>> START

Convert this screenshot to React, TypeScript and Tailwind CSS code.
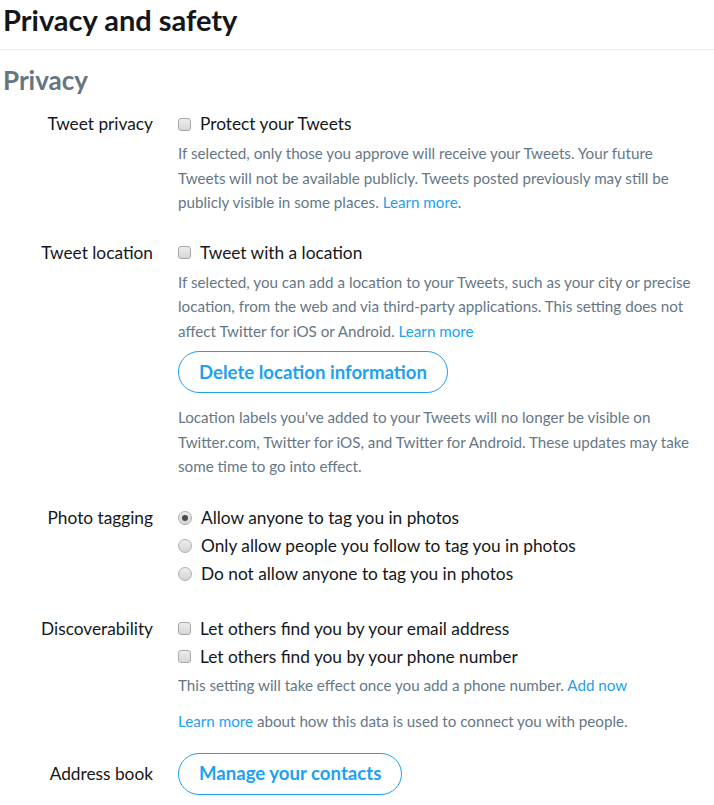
import type { ReactNode } from 'react';

const font = { fontFamily: '"Segoe UI", Lato, "Noto Sans", sans-serif' };

function Checkbox() {
  return (
    <span className="inline-block w-[13px] h-[13px] shrink-0 rounded-[3px] border border-[#a8a8a8] bg-gradient-to-b from-[#ececec] to-[#d6d6d6]" />
  );
}

function Radio({ checked = false }: { checked?: boolean }) {
  return (
    <span className="inline-flex items-center justify-center w-[14px] h-[14px] shrink-0 rounded-full border border-[#b0b0b0] bg-gradient-to-b from-[#eeeeee] to-[#d4d4d4]">
      {checked && <span className="w-[6px] h-[6px] rounded-full bg-[#4a4a4a]" />}
    </span>
  );
}

function Option({ control, children }: { control: ReactNode; children: ReactNode }) {
  return (
    <div className="flex items-center gap-[9px] h-[28px] text-[17.3px] text-[#14171a]">
      {control}
      <span>{children}</span>
    </div>
  );
}

function Note({ children, className = '' }: { children: ReactNode; className?: string }) {
  return <p className={`text-[15.2px] leading-[24.5px] text-[#657786] pr-[20px] ${className}`}>{children}</p>;
}

function Link({ children }: { children: ReactNode }) {
  return <a className="text-[#1da1f2]">{children}</a>;
}

function OutlineButton({ children }: { children: ReactNode }) {
  return (
    <button className="rounded-full border border-[#1da1f2] text-[#1da1f2] font-bold text-[18.6px] px-[20px] h-[42px] leading-none">
      {children}
    </button>
  );
}

function Row({ label, children, className = '' }: { label: string; children: ReactNode; className?: string }) {
  return (
    <div className={`grid grid-cols-[153px_1fr] gap-x-[25px] ${className}`}>
      <div className="text-right text-[17.3px] text-[#14171a] h-[28px] leading-[28px] whitespace-nowrap">{label}</div>
      <div>{children}</div>
    </div>
  );
}

export default function App() {
  return (
    <div className="w-[714px] h-[805px] bg-white overflow-hidden" style={font}>
      <div className="h-[50px] border-b border-[#e6ecf0] px-[3px]">
        <h1 className="text-[29px] font-bold leading-[40px] text-[#14171a]">Privacy and safety</h1>
      </div>
      <h2 className="mt-[14px] px-[3px] text-[26px] font-bold leading-[32px] text-[#66757f]">Privacy</h2>

      <Row label="Tweet privacy" className="mt-[14px]">
        <Option control={<Checkbox />}>Protect your Tweets</Option>
        <Note className="mt-[3px]">
          If selected, only those you approve will receive your Tweets. Your future Tweets will not be
          available publicly. Tweets posted previously may still be publicly visible in some places.{' '}
          <Link>Learn more</Link>.
        </Note>
      </Row>

      <Row label="Tweet location" className="mt-[24px]">
        <Option control={<Checkbox />}>Tweet with a location</Option>
        <Note className="mt-[3px]">
          If selected, you can add a location to your Tweets, such as your city or precise location, from
          the web and via third-party applications. This setting does not affect Twitter for iOS or
          Android. <Link>Learn more</Link>
        </Note>
        <div className="mt-[8px]">
          <OutlineButton>Delete location information</OutlineButton>
        </div>
        <Note className="mt-[12px]">
          Location labels you've added to your Tweets will no longer be visible on Twitter.com, Twitter
          for iOS, and Twitter for Android. These updates may take some time to go into effect.
        </Note>
      </Row>

      <Row label="Photo tagging" className="mt-[25px]">
        <Option control={<Radio checked />}>Allow anyone to tag you in photos</Option>
        <Option control={<Radio />}>Only allow people you follow to tag you in photos</Option>
        <Option control={<Radio />}>Do not allow anyone to tag you in photos</Option>
      </Row>

      <Row label="Discoverability" className="mt-[27px]">
        <Option control={<Checkbox />}>Let others find you by your email address</Option>
        <Option control={<Checkbox />}>Let others find you by your phone number</Option>
        <Note className="mt-[2px]">
          This setting will take effect once you add a phone number. <Link>Add now</Link>
        </Note>
        <Note className="mt-[12px]">
          <Link>Learn more</Link> about how this data is used to connect you with people.
        </Note>
      </Row>

      <div className="grid grid-cols-[153px_1fr] gap-x-[25px] items-center mt-[19px]">
        <div className="text-right text-[17.3px] text-[#14171a]">Address book</div>
        <div>
          <OutlineButton>Manage your contacts</OutlineButton>
        </div>
      </div>
    </div>
  );
}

>> END

Task goal:
Copy all the data exactly as written, but skip any picture.

Solution below:
Convert this screenshot to React, TypeScript and Tailwind CSS code.
import type { ReactNode } from 'react';

const font = { fontFamily: '"Segoe UI", Lato, "Noto Sans", sans-serif' };

function Checkbox() {
  return (
    <span className="inline-block w-[13px] h-[13px] shrink-0 rounded-[3px] border border-[#a8a8a8] bg-gradient-to-b from-[#ececec] to-[#d6d6d6]" />
  );
}

function Radio({ checked = false }: { checked?: boolean }) {
  return (
    <span className="inline-flex items-center justify-center w-[14px] h-[14px] shrink-0 rounded-full border border-[#b0b0b0] bg-gradient-to-b from-[#eeeeee] to-[#d4d4d4]">
      {checked && <span className="w-[6px] h-[6px] rounded-full bg-[#4a4a4a]" />}
    </span>
  );
}

function Option({ control, children }: { control: ReactNode; children: ReactNode }) {
  return (
    <div className="flex items-center gap-[9px] h-[28px] text-[17.3px] text-[#14171a]">
      {control}
      <span>{children}</span>
    </div>
  );
}

function Note({ children, className = '' }: { children: ReactNode; className?: string }) {
  return <p className={`text-[15.2px] leading-[24.5px] text-[#657786] pr-[20px] ${className}`}>{children}</p>;
}

function Link({ children }: { children: ReactNode }) {
  return <a className="text-[#1da1f2]">{children}</a>;
}

function OutlineButton({ children }: { children: ReactNode }) {
  return (
    <button className="rounded-full border border-[#1da1f2] text-[#1da1f2] font-bold text-[18.6px] px-[20px] h-[42px] leading-none">
      {children}
    </button>
  );
}

function Row({ label, children, className = '' }: { label: string; children: ReactNode; className?: string }) {
  return (
    <div className={`grid grid-cols-[153px_1fr] gap-x-[25px] ${className}`}>
      <div className="text-right text-[17.3px] text-[#14171a] h-[28px] leading-[28px] whitespace-nowrap">{label}</div>
      <div>{children}</div>
    </div>
  );
}

export default function App() {
  return (
    <div className="w-[714px] h-[805px] bg-white overflow-hidden" style={font}>
      <div className="h-[50px] border-b border-[#e6ecf0] px-[3px]">
        <h1 className="text-[29px] font-bold leading-[40px] text-[#14171a]">Privacy and safety</h1>
      </div>
      <h2 className="mt-[14px] px-[3px] text-[26px] font-bold leading-[32px] text-[#66757f]">Privacy</h2>

      <Row label="Tweet privacy" className="mt-[14px]">
        <Option control={<Checkbox />}>Protect your Tweets</Option>
        <Note className="mt-[3px]">
          If selected, only those you approve will receive your Tweets. Your future Tweets will not be
          available publicly. Tweets posted previously may still be publicly visible in some places.{' '}
          <Link>Learn more</Link>.
        </Note>
      </Row>

      <Row label="Tweet location" className="mt-[24px]">
        <Option control={<Checkbox />}>Tweet with a location</Option>
        <Note className="mt-[3px]">
          If selected, you can add a location to your Tweets, such as your city or precise location, from
          the web and via third-party applications. This setting does not affect Twitter for iOS or
          Android. <Link>Learn more</Link>
        </Note>
        <div className="mt-[8px]">
          <OutlineButton>Delete location information</OutlineButton>
        </div>
        <Note className="mt-[12px]">
          Location labels you've added to your Tweets will no longer be visible on Twitter.com, Twitter
          for iOS, and Twitter for Android. These updates may take some time to go into effect.
        </Note>
      </Row>

      <Row label="Photo tagging" className="mt-[25px]">
        <Option control={<Radio checked />}>Allow anyone to tag you in photos</Option>
        <Option control={<Radio />}>Only allow people you follow to tag you in photos</Option>
        <Option control={<Radio />}>Do not allow anyone to tag you in photos</Option>
      </Row>

      <Row label="Discoverability" className="mt-[27px]">
        <Option control={<Checkbox />}>Let others find you by your email address</Option>
        <Option control={<Checkbox />}>Let others find you by your phone number</Option>
        <Note className="mt-[2px]">
          This setting will take effect once you add a phone number. <Link>Add now</Link>
        </Note>
        <Note className="mt-[12px]">
          <Link>Learn more</Link> about how this data is used to connect you with people.
        </Note>
      </Row>

      <div className="grid grid-cols-[153px_1fr] gap-x-[25px] items-center mt-[19px]">
        <div className="text-right text-[17.3px] text-[#14171a]">Address book</div>
        <div>
          <OutlineButton>Manage your contacts</OutlineButton>
        </div>
      </div>
    </div>
  );
}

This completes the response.